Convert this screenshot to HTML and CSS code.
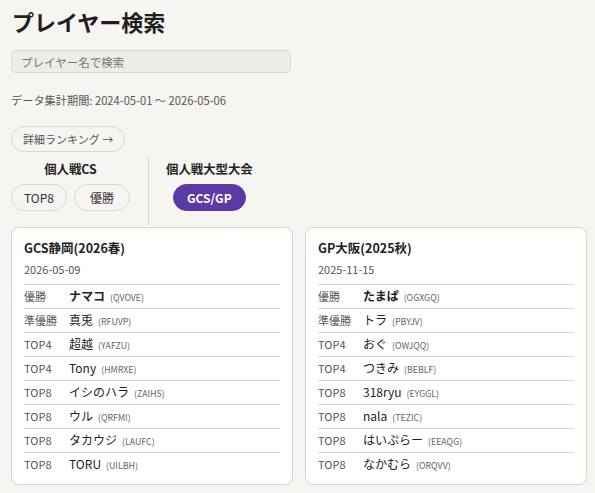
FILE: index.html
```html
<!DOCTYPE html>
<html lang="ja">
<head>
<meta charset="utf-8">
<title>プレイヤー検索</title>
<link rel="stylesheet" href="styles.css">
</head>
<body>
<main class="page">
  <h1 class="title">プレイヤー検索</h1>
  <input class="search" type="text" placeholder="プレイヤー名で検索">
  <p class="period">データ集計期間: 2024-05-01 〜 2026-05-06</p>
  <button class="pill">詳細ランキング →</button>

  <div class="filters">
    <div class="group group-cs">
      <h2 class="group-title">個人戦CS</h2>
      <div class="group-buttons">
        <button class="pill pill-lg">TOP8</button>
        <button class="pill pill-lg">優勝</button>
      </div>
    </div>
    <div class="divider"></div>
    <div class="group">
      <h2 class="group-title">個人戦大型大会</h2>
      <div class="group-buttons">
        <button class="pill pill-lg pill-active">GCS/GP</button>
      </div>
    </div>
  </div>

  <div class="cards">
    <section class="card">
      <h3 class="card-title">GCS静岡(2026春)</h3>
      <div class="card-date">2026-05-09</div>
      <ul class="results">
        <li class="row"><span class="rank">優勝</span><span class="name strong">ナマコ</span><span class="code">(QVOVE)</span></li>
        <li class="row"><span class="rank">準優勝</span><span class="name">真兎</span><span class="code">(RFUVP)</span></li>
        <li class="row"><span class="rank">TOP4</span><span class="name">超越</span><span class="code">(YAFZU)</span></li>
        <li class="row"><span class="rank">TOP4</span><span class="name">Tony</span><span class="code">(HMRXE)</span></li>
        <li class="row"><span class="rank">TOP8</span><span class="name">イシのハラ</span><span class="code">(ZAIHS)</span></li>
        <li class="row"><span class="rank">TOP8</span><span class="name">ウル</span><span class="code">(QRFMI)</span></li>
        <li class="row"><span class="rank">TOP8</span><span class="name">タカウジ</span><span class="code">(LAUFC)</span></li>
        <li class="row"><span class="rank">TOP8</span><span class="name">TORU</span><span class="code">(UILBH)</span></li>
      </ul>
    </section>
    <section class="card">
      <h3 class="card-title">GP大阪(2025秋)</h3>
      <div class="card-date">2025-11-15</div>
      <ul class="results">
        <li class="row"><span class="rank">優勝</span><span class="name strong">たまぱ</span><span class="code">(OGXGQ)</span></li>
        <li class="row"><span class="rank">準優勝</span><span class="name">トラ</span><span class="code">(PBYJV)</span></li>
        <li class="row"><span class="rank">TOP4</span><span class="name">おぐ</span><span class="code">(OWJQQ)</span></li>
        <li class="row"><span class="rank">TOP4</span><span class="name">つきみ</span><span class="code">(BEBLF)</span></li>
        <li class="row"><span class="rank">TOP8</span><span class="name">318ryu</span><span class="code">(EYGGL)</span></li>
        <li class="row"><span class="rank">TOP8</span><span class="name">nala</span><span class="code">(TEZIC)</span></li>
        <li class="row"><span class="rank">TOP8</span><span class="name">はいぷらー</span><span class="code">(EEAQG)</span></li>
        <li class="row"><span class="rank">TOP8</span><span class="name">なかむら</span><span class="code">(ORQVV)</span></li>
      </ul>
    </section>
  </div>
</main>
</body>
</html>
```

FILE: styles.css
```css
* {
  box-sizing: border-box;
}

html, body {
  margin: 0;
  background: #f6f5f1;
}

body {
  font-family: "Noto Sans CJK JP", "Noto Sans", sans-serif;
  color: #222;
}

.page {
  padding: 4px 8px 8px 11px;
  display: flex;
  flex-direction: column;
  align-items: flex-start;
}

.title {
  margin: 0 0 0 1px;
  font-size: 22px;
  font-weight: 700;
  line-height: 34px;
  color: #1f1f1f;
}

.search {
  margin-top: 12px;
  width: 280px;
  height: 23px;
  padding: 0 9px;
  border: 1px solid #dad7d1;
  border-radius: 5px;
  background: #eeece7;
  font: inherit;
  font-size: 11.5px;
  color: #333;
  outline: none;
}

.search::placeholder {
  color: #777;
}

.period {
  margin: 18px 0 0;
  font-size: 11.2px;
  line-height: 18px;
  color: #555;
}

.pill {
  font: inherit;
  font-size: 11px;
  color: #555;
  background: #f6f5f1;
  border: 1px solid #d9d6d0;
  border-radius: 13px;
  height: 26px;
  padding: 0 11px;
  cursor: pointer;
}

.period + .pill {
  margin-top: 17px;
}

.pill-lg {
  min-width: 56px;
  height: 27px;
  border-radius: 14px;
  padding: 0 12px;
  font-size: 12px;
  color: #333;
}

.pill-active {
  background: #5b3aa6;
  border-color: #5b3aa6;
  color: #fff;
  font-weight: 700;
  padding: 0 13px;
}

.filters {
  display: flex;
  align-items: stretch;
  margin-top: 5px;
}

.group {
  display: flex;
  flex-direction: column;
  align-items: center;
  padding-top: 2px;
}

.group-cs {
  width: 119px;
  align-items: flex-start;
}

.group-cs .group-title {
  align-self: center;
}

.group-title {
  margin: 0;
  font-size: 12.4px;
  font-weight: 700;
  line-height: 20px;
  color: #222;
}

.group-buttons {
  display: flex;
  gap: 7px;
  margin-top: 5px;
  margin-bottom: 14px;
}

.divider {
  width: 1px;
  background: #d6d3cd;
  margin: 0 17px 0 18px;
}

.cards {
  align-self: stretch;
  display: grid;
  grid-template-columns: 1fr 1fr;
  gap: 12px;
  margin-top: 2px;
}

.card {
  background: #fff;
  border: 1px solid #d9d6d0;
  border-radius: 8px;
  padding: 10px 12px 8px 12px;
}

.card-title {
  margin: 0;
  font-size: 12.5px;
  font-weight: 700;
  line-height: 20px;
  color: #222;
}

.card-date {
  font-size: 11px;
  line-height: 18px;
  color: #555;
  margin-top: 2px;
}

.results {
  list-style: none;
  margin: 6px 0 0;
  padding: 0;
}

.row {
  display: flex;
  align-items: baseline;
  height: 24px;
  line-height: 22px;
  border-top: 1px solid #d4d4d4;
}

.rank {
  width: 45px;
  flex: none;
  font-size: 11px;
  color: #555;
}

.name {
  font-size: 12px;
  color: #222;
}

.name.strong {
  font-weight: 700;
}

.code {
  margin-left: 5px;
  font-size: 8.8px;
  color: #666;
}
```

:::::

*Task objective:* Exclude the pictures, and transcribe all of the material exactly.

*Result of this task:*
Convert this screenshot to HTML and CSS code.
FILE: index.html
```html
<!DOCTYPE html>
<html lang="ja">
<head>
<meta charset="utf-8">
<title>プレイヤー検索</title>
<link rel="stylesheet" href="styles.css">
</head>
<body>
<main class="page">
  <h1 class="title">プレイヤー検索</h1>
  <input class="search" type="text" placeholder="プレイヤー名で検索">
  <p class="period">データ集計期間: 2024-05-01 〜 2026-05-06</p>
  <button class="pill">詳細ランキング →</button>

  <div class="filters">
    <div class="group group-cs">
      <h2 class="group-title">個人戦CS</h2>
      <div class="group-buttons">
        <button class="pill pill-lg">TOP8</button>
        <button class="pill pill-lg">優勝</button>
      </div>
    </div>
    <div class="divider"></div>
    <div class="group">
      <h2 class="group-title">個人戦大型大会</h2>
      <div class="group-buttons">
        <button class="pill pill-lg pill-active">GCS/GP</button>
      </div>
    </div>
  </div>

  <div class="cards">
    <section class="card">
      <h3 class="card-title">GCS静岡(2026春)</h3>
      <div class="card-date">2026-05-09</div>
      <ul class="results">
        <li class="row"><span class="rank">優勝</span><span class="name strong">ナマコ</span><span class="code">(QVOVE)</span></li>
        <li class="row"><span class="rank">準優勝</span><span class="name">真兎</span><span class="code">(RFUVP)</span></li>
        <li class="row"><span class="rank">TOP4</span><span class="name">超越</span><span class="code">(YAFZU)</span></li>
        <li class="row"><span class="rank">TOP4</span><span class="name">Tony</span><span class="code">(HMRXE)</span></li>
        <li class="row"><span class="rank">TOP8</span><span class="name">イシのハラ</span><span class="code">(ZAIHS)</span></li>
        <li class="row"><span class="rank">TOP8</span><span class="name">ウル</span><span class="code">(QRFMI)</span></li>
        <li class="row"><span class="rank">TOP8</span><span class="name">タカウジ</span><span class="code">(LAUFC)</span></li>
        <li class="row"><span class="rank">TOP8</span><span class="name">TORU</span><span class="code">(UILBH)</span></li>
      </ul>
    </section>
    <section class="card">
      <h3 class="card-title">GP大阪(2025秋)</h3>
      <div class="card-date">2025-11-15</div>
      <ul class="results">
        <li class="row"><span class="rank">優勝</span><span class="name strong">たまぱ</span><span class="code">(OGXGQ)</span></li>
        <li class="row"><span class="rank">準優勝</span><span class="name">トラ</span><span class="code">(PBYJV)</span></li>
        <li class="row"><span class="rank">TOP4</span><span class="name">おぐ</span><span class="code">(OWJQQ)</span></li>
        <li class="row"><span class="rank">TOP4</span><span class="name">つきみ</span><span class="code">(BEBLF)</span></li>
        <li class="row"><span class="rank">TOP8</span><span class="name">318ryu</span><span class="code">(EYGGL)</span></li>
        <li class="row"><span class="rank">TOP8</span><span class="name">nala</span><span class="code">(TEZIC)</span></li>
        <li class="row"><span class="rank">TOP8</span><span class="name">はいぷらー</span><span class="code">(EEAQG)</span></li>
        <li class="row"><span class="rank">TOP8</span><span class="name">なかむら</span><span class="code">(ORQVV)</span></li>
      </ul>
    </section>
  </div>
</main>
</body>
</html>
```

FILE: styles.css
```css
* {
  box-sizing: border-box;
}

html, body {
  margin: 0;
  background: #f6f5f1;
}

body {
  font-family: "Noto Sans CJK JP", "Noto Sans", sans-serif;
  color: #222;
}

.page {
  padding: 4px 8px 8px 11px;
  display: flex;
  flex-direction: column;
  align-items: flex-start;
}

.title {
  margin: 0 0 0 1px;
  font-size: 22px;
  font-weight: 700;
  line-height: 34px;
  color: #1f1f1f;
}

.search {
  margin-top: 12px;
  width: 280px;
  height: 23px;
  padding: 0 9px;
  border: 1px solid #dad7d1;
  border-radius: 5px;
  background: #eeece7;
  font: inherit;
  font-size: 11.5px;
  color: #333;
  outline: none;
}

.search::placeholder {
  color: #777;
}

.period {
  margin: 18px 0 0;
  font-size: 11.2px;
  line-height: 18px;
  color: #555;
}

.pill {
  font: inherit;
  font-size: 11px;
  color: #555;
  background: #f6f5f1;
  border: 1px solid #d9d6d0;
  border-radius: 13px;
  height: 26px;
  padding: 0 11px;
  cursor: pointer;
}

.period + .pill {
  margin-top: 17px;
}

.pill-lg {
  min-width: 56px;
  height: 27px;
  border-radius: 14px;
  padding: 0 12px;
  font-size: 12px;
  color: #333;
}

.pill-active {
  background: #5b3aa6;
  border-color: #5b3aa6;
  color: #fff;
  font-weight: 700;
  padding: 0 13px;
}

.filters {
  display: flex;
  align-items: stretch;
  margin-top: 5px;
}

.group {
  display: flex;
  flex-direction: column;
  align-items: center;
  padding-top: 2px;
}

.group-cs {
  width: 119px;
  align-items: flex-start;
}

.group-cs .group-title {
  align-self: center;
}

.group-title {
  margin: 0;
  font-size: 12.4px;
  font-weight: 700;
  line-height: 20px;
  color: #222;
}

.group-buttons {
  display: flex;
  gap: 7px;
  margin-top: 5px;
  margin-bottom: 14px;
}

.divider {
  width: 1px;
  background: #d6d3cd;
  margin: 0 17px 0 18px;
}

.cards {
  align-self: stretch;
  display: grid;
  grid-template-columns: 1fr 1fr;
  gap: 12px;
  margin-top: 2px;
}

.card {
  background: #fff;
  border: 1px solid #d9d6d0;
  border-radius: 8px;
  padding: 10px 12px 8px 12px;
}

.card-title {
  margin: 0;
  font-size: 12.5px;
  font-weight: 700;
  line-height: 20px;
  color: #222;
}

.card-date {
  font-size: 11px;
  line-height: 18px;
  color: #555;
  margin-top: 2px;
}

.results {
  list-style: none;
  margin: 6px 0 0;
  padding: 0;
}

.row {
  display: flex;
  align-items: baseline;
  height: 24px;
  line-height: 22px;
  border-top: 1px solid #d4d4d4;
}

.rank {
  width: 45px;
  flex: none;
  font-size: 11px;
  color: #555;
}

.name {
  font-size: 12px;
  color: #222;
}

.name.strong {
  font-weight: 700;
}

.code {
  margin-left: 5px;
  font-size: 8.8px;
  color: #666;
}
```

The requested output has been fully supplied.